The goal had been to bake at least 3 pis a week for the 22 days (3.14 weeks) before the big day.

However, that’s not going to happen. A pipe burst in our kitchen and a-larger-than-R2D2-sized dehumidifier and its mini microban mate have been sucking the wet out of our subfloor until (hopefully) today. There were 4 more downstairs, but only 1 remains, in the wreck of the bathroom beneath the subfloor.

Kitchen and Lower Bath, deconstructed

Kitchen and Lower Bath, deconstructed

But I do have some baking plans for Pi Day that WILL NOT be derailed!

2 meals: Chicken Pot Pi and Shepherd’s Pi

Dinner Pis: Chicken Pot Pi and Shepherd's Pi
Dinner Pis: Chicken Pot Pi and Shepherd’s Pi

3 desserts: Apple Pi, Ice Cream Pi, and either some evil chocolatey pie or tartlettes.

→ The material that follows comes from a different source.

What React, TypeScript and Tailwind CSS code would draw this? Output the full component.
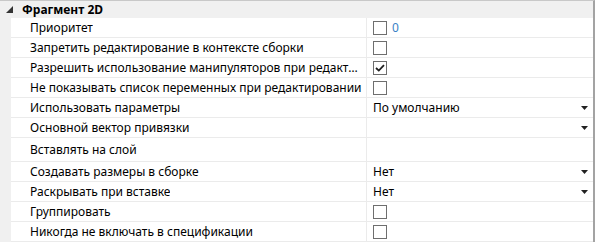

Sweet Pis: Apple Pi, Mud Pi, and Tartlettes
Sweet Pis: Apple Pi, Mud Pi, and Tartlettes

I will let you know what happens as I reinstate myself of queen of that kitchen and the pis come together.

Further, my birthday is coming up, and I had planned to make a smaller version of my grandmother’s spectacular Nusstorte, a pecan cake with whipped cream filling and dark chocolate ganache icing. Maybe I’ll put that off for another celebration. We’ll see. My parents (or, at least, my mother) will be visiting that weekend, so maybe I’ll do some baking with/for them.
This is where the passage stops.